#### Directions for this task
Return every line below in which "styles" appears.

#### Data extract
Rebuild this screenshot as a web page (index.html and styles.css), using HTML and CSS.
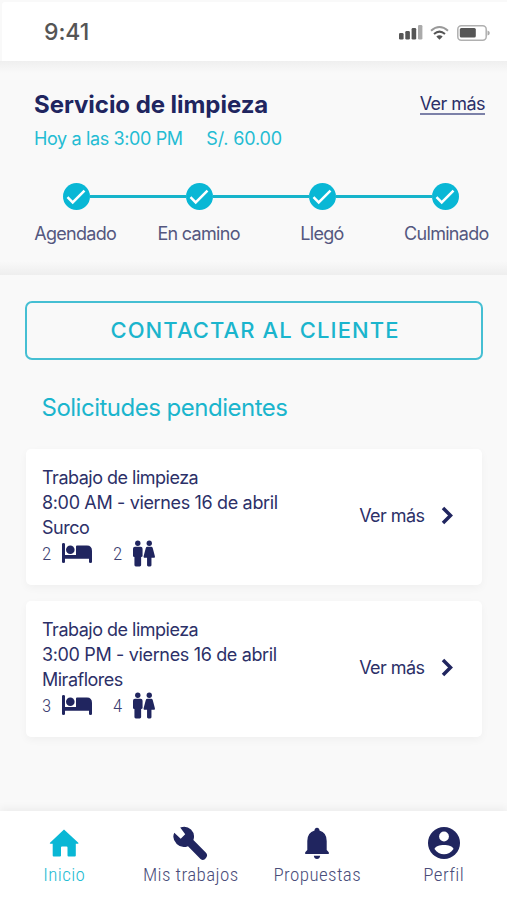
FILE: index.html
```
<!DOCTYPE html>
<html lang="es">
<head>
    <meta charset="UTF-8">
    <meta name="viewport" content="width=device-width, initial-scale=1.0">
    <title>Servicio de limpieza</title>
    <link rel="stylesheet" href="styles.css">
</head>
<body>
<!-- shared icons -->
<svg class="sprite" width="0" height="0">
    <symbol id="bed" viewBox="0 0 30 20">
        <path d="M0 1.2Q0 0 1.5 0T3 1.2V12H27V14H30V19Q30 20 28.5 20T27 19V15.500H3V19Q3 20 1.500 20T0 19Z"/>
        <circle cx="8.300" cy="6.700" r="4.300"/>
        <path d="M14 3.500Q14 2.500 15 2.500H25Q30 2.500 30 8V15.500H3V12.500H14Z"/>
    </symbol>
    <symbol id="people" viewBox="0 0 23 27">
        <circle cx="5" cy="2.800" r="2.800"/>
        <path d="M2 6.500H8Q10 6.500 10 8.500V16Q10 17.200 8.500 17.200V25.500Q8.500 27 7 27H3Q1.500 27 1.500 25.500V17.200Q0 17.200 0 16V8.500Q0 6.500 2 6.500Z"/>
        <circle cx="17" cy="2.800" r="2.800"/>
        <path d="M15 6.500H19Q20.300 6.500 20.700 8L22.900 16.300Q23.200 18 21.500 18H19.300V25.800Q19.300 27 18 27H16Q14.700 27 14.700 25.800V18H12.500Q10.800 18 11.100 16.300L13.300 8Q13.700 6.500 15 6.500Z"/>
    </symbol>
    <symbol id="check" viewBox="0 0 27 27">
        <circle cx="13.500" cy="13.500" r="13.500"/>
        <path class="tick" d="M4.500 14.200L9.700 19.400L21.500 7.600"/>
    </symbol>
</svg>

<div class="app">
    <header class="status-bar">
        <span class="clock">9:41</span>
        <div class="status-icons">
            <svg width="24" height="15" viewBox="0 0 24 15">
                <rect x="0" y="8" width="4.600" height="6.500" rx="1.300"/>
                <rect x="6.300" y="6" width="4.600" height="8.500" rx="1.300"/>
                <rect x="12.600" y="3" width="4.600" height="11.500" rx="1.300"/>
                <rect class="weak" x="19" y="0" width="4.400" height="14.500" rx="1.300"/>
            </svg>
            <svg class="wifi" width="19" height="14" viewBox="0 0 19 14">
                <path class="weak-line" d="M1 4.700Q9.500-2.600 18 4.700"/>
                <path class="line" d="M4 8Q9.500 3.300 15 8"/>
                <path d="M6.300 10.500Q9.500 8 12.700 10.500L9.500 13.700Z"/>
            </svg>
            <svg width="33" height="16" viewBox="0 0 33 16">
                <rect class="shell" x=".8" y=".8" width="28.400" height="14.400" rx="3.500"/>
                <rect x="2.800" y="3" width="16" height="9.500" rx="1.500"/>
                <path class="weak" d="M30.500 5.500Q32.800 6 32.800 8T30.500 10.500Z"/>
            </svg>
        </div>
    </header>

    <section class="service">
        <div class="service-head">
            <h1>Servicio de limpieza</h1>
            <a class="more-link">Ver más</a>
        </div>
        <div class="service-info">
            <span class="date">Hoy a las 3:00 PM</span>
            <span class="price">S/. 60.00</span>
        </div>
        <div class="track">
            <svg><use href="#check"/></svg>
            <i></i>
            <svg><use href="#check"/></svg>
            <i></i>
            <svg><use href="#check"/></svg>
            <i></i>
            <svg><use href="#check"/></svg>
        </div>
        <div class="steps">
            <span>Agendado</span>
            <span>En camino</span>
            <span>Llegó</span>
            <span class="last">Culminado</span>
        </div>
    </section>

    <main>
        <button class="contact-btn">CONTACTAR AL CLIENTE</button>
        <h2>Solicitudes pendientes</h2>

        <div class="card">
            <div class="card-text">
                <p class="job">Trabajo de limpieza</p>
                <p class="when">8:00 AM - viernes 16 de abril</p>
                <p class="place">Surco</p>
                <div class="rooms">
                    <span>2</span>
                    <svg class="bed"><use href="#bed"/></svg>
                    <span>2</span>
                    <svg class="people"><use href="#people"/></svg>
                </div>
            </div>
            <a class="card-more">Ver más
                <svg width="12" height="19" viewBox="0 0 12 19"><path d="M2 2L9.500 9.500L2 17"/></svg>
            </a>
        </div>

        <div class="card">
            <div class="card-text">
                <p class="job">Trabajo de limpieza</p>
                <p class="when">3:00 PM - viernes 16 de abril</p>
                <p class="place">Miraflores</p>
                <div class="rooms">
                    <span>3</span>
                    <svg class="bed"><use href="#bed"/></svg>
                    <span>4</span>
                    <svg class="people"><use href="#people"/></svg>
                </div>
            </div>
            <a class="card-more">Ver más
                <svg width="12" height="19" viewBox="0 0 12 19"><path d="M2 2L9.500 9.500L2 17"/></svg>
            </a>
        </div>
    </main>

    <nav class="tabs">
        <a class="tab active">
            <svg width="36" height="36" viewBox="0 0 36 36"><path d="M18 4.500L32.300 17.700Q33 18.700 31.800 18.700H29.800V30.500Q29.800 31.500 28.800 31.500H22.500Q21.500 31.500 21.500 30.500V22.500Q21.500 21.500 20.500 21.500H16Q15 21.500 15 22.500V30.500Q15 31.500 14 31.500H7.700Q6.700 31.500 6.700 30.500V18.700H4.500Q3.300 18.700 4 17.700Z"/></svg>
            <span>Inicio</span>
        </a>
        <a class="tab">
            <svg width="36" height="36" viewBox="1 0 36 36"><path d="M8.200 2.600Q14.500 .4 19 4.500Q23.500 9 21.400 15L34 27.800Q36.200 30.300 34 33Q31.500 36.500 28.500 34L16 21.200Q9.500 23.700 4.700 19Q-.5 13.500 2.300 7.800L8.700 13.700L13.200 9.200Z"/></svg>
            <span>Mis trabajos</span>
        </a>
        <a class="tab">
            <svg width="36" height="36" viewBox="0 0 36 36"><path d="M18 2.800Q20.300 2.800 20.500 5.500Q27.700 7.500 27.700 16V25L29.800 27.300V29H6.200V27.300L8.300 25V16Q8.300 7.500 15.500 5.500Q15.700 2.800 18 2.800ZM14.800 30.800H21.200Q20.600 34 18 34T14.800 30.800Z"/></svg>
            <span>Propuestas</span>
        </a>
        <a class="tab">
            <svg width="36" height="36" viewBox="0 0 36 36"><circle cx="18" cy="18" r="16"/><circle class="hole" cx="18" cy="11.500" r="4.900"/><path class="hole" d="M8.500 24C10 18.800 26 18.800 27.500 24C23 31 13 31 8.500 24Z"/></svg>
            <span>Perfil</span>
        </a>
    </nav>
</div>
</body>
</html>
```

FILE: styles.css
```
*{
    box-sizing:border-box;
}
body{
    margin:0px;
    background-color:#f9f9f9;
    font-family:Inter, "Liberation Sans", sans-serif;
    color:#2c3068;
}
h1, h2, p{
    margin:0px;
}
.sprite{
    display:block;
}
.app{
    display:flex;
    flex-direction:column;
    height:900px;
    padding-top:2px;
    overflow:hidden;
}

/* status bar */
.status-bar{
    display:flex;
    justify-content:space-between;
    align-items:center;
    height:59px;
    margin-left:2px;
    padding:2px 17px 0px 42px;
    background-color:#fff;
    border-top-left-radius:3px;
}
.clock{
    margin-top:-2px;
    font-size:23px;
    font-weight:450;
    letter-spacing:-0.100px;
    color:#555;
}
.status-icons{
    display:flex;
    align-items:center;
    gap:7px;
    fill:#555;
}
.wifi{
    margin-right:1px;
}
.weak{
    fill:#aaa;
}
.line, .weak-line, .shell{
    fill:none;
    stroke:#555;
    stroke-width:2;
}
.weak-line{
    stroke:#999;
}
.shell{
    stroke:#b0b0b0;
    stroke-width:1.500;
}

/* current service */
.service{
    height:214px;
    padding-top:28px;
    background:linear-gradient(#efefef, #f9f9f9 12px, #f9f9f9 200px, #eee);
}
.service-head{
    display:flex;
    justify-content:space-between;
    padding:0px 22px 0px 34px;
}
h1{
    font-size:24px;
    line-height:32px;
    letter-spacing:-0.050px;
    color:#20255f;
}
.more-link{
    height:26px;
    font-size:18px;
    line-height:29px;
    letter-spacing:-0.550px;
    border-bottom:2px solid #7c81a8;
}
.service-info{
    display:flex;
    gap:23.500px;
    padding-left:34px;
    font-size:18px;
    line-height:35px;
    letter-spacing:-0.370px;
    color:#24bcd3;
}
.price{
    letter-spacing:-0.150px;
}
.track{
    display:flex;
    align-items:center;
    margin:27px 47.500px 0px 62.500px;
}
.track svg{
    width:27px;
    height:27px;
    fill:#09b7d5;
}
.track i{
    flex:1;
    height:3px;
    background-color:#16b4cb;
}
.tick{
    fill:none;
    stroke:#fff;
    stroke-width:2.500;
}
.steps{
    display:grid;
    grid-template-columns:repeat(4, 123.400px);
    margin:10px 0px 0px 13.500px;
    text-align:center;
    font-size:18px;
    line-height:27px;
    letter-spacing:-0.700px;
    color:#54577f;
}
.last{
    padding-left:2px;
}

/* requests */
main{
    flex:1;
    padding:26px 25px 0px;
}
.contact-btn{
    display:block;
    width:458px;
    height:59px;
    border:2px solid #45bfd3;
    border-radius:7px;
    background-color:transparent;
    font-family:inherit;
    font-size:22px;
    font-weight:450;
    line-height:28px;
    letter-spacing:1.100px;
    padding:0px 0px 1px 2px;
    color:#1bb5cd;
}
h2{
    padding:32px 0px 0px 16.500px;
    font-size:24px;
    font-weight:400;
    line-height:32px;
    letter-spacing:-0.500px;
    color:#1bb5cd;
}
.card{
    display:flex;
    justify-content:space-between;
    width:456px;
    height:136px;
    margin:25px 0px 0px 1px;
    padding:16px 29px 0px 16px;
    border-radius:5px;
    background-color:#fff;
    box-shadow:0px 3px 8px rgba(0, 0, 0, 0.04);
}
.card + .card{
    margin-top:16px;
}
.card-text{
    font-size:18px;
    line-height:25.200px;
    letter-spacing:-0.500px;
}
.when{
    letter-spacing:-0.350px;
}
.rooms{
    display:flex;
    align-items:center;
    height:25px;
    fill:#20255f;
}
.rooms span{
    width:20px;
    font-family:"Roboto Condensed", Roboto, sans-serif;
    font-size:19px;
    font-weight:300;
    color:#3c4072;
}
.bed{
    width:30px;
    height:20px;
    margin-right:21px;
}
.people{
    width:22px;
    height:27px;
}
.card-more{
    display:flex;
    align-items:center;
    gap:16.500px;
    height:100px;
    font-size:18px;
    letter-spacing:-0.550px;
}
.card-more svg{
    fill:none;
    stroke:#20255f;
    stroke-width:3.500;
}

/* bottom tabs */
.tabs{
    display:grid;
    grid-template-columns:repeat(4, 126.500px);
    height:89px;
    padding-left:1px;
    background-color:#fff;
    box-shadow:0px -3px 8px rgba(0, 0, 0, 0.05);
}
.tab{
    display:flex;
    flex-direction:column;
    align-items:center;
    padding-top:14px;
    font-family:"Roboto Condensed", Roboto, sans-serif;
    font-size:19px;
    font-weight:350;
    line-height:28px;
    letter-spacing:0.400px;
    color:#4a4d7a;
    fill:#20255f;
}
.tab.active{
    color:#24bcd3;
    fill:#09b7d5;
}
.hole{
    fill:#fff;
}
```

#### Result below
Rebuild this screenshot as a web page (index.html and styles.css), using HTML and CSS.
    <link rel="stylesheet" href="styles.css">
FILE: styles.css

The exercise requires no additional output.